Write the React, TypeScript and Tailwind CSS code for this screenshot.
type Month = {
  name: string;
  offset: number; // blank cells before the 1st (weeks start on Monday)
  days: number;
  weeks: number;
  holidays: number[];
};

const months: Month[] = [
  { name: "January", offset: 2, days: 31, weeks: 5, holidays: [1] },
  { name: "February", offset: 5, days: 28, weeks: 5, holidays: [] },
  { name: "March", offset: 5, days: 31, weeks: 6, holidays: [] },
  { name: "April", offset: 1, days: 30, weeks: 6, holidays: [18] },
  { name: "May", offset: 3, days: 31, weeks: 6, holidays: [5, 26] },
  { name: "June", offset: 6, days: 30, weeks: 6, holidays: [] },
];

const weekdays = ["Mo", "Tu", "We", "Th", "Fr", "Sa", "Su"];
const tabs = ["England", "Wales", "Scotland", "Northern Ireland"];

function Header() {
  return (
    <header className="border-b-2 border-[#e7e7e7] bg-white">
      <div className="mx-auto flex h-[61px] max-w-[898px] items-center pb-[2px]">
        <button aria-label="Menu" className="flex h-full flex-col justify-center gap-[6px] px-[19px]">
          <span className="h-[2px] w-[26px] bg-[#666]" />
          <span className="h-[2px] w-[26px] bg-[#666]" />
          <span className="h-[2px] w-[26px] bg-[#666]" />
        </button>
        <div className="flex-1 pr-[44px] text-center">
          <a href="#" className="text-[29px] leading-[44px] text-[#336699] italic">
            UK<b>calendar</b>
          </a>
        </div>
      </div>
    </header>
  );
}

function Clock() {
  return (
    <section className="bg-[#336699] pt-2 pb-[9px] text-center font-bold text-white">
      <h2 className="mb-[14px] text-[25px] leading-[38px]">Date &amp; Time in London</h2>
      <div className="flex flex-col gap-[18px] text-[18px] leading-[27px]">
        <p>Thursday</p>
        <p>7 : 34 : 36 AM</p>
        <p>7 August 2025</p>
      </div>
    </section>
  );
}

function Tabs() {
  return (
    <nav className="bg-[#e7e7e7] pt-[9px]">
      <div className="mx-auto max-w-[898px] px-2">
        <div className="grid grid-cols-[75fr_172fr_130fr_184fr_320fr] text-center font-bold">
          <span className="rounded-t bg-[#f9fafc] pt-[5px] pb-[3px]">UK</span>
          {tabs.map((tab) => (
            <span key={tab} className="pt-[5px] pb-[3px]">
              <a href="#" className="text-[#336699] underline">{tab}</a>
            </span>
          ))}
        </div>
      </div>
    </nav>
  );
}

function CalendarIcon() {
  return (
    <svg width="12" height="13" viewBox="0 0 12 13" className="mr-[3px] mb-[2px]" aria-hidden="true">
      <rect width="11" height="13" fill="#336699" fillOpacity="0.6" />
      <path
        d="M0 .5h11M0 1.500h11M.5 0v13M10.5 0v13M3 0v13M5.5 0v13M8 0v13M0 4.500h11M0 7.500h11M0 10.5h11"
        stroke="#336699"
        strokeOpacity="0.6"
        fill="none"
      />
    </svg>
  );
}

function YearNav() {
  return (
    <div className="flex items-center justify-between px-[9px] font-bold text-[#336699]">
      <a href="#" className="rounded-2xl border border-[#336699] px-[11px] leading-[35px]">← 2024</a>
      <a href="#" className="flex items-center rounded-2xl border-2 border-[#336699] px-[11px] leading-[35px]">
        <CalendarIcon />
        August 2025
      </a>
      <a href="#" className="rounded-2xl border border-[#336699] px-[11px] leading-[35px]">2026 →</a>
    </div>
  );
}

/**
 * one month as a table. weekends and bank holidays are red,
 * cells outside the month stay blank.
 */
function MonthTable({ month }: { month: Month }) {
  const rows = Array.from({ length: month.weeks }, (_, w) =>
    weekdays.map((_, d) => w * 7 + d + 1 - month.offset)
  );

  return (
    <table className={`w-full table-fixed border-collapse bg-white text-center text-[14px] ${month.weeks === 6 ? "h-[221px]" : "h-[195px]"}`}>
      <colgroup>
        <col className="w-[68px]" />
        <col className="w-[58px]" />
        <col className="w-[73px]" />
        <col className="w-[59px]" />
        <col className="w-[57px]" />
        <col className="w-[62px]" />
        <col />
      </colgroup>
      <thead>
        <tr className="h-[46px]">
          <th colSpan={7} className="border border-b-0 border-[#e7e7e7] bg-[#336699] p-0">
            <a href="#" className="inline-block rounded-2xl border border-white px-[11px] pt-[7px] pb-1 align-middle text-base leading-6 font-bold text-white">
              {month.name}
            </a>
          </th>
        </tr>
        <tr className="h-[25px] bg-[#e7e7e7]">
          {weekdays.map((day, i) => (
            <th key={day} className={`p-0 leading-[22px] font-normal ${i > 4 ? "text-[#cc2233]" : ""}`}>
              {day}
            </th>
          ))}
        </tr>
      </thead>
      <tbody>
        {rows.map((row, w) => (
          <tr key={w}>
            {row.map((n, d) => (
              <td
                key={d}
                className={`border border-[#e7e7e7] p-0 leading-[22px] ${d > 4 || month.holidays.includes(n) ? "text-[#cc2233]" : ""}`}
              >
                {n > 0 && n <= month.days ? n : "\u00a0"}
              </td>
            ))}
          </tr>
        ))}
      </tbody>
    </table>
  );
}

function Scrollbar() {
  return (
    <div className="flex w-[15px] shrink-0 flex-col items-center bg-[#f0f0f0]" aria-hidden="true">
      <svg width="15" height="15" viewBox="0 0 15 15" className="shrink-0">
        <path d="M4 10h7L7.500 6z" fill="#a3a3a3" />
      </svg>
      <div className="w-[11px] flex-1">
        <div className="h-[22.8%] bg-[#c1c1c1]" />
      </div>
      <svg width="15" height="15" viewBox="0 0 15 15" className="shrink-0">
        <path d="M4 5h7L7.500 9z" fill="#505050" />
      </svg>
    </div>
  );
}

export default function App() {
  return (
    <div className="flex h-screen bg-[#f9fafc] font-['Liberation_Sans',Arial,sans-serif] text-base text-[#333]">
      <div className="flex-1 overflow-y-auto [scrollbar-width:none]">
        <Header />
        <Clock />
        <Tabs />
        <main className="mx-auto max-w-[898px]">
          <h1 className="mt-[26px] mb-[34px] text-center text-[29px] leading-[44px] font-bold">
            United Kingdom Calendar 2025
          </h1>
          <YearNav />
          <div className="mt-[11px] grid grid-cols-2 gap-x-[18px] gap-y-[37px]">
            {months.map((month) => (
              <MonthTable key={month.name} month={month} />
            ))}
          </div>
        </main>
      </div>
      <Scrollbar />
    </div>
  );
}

○ ○ ○ ○ ○ ○ ○

### [Stated exercise]
Could you quote the material above in full, exactly as it stands?

### [Expected answer]
Write the React, TypeScript and Tailwind CSS code for this screenshot.
type Month = {
  name: string;
  offset: number; // blank cells before the 1st (weeks start on Monday)
  days: number;
  weeks: number;
  holidays: number[];
};

const months: Month[] = [
  { name: "January", offset: 2, days: 31, weeks: 5, holidays: [1] },
  { name: "February", offset: 5, days: 28, weeks: 5, holidays: [] },
  { name: "March", offset: 5, days: 31, weeks: 6, holidays: [] },
  { name: "April", offset: 1, days: 30, weeks: 6, holidays: [18] },
  { name: "May", offset: 3, days: 31, weeks: 6, holidays: [5, 26] },
  { name: "June", offset: 6, days: 30, weeks: 6, holidays: [] },
];

const weekdays = ["Mo", "Tu", "We", "Th", "Fr", "Sa", "Su"];
const tabs = ["England", "Wales", "Scotland", "Northern Ireland"];

function Header() {
  return (
    <header className="border-b-2 border-[#e7e7e7] bg-white">
      <div className="mx-auto flex h-[61px] max-w-[898px] items-center pb-[2px]">
        <button aria-label="Menu" className="flex h-full flex-col justify-center gap-[6px] px-[19px]">
          <span className="h-[2px] w-[26px] bg-[#666]" />
          <span className="h-[2px] w-[26px] bg-[#666]" />
          <span className="h-[2px] w-[26px] bg-[#666]" />
        </button>
        <div className="flex-1 pr-[44px] text-center">
          <a href="#" className="text-[29px] leading-[44px] text-[#336699] italic">
            UK<b>calendar</b>
          </a>
        </div>
      </div>
    </header>
  );
}

function Clock() {
  return (
    <section className="bg-[#336699] pt-2 pb-[9px] text-center font-bold text-white">
      <h2 className="mb-[14px] text-[25px] leading-[38px]">Date &amp; Time in London</h2>
      <div className="flex flex-col gap-[18px] text-[18px] leading-[27px]">
        <p>Thursday</p>
        <p>7 : 34 : 36 AM</p>
        <p>7 August 2025</p>
      </div>
    </section>
  );
}

function Tabs() {
  return (
    <nav className="bg-[#e7e7e7] pt-[9px]">
      <div className="mx-auto max-w-[898px] px-2">
        <div className="grid grid-cols-[75fr_172fr_130fr_184fr_320fr] text-center font-bold">
          <span className="rounded-t bg-[#f9fafc] pt-[5px] pb-[3px]">UK</span>
          {tabs.map((tab) => (
            <span key={tab} className="pt-[5px] pb-[3px]">
              <a href="#" className="text-[#336699] underline">{tab}</a>
            </span>
          ))}
        </div>
      </div>
    </nav>
  );
}

function CalendarIcon() {
  return (
    <svg width="12" height="13" viewBox="0 0 12 13" className="mr-[3px] mb-[2px]" aria-hidden="true">
      <rect width="11" height="13" fill="#336699" fillOpacity="0.6" />
      <path
        d="M0 .5h11M0 1.500h11M.5 0v13M10.5 0v13M3 0v13M5.5 0v13M8 0v13M0 4.500h11M0 7.500h11M0 10.5h11"
        stroke="#336699"
        strokeOpacity="0.6"
        fill="none"
      />
    </svg>
  );
}

function YearNav() {
  return (
    <div className="flex items-center justify-between px-[9px] font-bold text-[#336699]">
      <a href="#" className="rounded-2xl border border-[#336699] px-[11px] leading-[35px]">← 2024</a>
      <a href="#" className="flex items-center rounded-2xl border-2 border-[#336699] px-[11px] leading-[35px]">
        <CalendarIcon />
        August 2025
      </a>
      <a href="#" className="rounded-2xl border border-[#336699] px-[11px] leading-[35px]">2026 →</a>
    </div>
  );
}

/**
 * one month as a table. weekends and bank holidays are red,
 * cells outside the month stay blank.
 */
function MonthTable({ month }: { month: Month }) {
  const rows = Array.from({ length: month.weeks }, (_, w) =>
    weekdays.map((_, d) => w * 7 + d + 1 - month.offset)
  );

  return (
    <table className={`w-full table-fixed border-collapse bg-white text-center text-[14px] ${month.weeks === 6 ? "h-[221px]" : "h-[195px]"}`}>
      <colgroup>
        <col className="w-[68px]" />
        <col className="w-[58px]" />
        <col className="w-[73px]" />
        <col className="w-[59px]" />
        <col className="w-[57px]" />
        <col className="w-[62px]" />
        <col />
      </colgroup>
      <thead>
        <tr className="h-[46px]">
          <th colSpan={7} className="border border-b-0 border-[#e7e7e7] bg-[#336699] p-0">
            <a href="#" className="inline-block rounded-2xl border border-white px-[11px] pt-[7px] pb-1 align-middle text-base leading-6 font-bold text-white">
              {month.name}
            </a>
          </th>
        </tr>
        <tr className="h-[25px] bg-[#e7e7e7]">
          {weekdays.map((day, i) => (
            <th key={day} className={`p-0 leading-[22px] font-normal ${i > 4 ? "text-[#cc2233]" : ""}`}>
              {day}
            </th>
          ))}
        </tr>
      </thead>
      <tbody>
        {rows.map((row, w) => (
          <tr key={w}>
            {row.map((n, d) => (
              <td
                key={d}
                className={`border border-[#e7e7e7] p-0 leading-[22px] ${d > 4 || month.holidays.includes(n) ? "text-[#cc2233]" : ""}`}
              >
                {n > 0 && n <= month.days ? n : "\u00a0"}
              </td>
            ))}
          </tr>
        ))}
      </tbody>
    </table>
  );
}

function Scrollbar() {
  return (
    <div className="flex w-[15px] shrink-0 flex-col items-center bg-[#f0f0f0]" aria-hidden="true">
      <svg width="15" height="15" viewBox="0 0 15 15" className="shrink-0">
        <path d="M4 10h7L7.500 6z" fill="#a3a3a3" />
      </svg>
      <div className="w-[11px] flex-1">
        <div className="h-[22.8%] bg-[#c1c1c1]" />
      </div>
      <svg width="15" height="15" viewBox="0 0 15 15" className="shrink-0">
        <path d="M4 5h7L7.500 9z" fill="#505050" />
      </svg>
    </div>
  );
}

export default function App() {
  return (
    <div className="flex h-screen bg-[#f9fafc] font-['Liberation_Sans',Arial,sans-serif] text-base text-[#333]">
      <div className="flex-1 overflow-y-auto [scrollbar-width:none]">
        <Header />
        <Clock />
        <Tabs />
        <main className="mx-auto max-w-[898px]">
          <h1 className="mt-[26px] mb-[34px] text-center text-[29px] leading-[44px] font-bold">
            United Kingdom Calendar 2025
          </h1>
          <YearNav />
          <div className="mt-[11px] grid grid-cols-2 gap-x-[18px] gap-y-[37px]">
            {months.map((month) => (
              <MonthTable key={month.name} month={month} />
            ))}
          </div>
        </main>
      </div>
      <Scrollbar />
    </div>
  );
}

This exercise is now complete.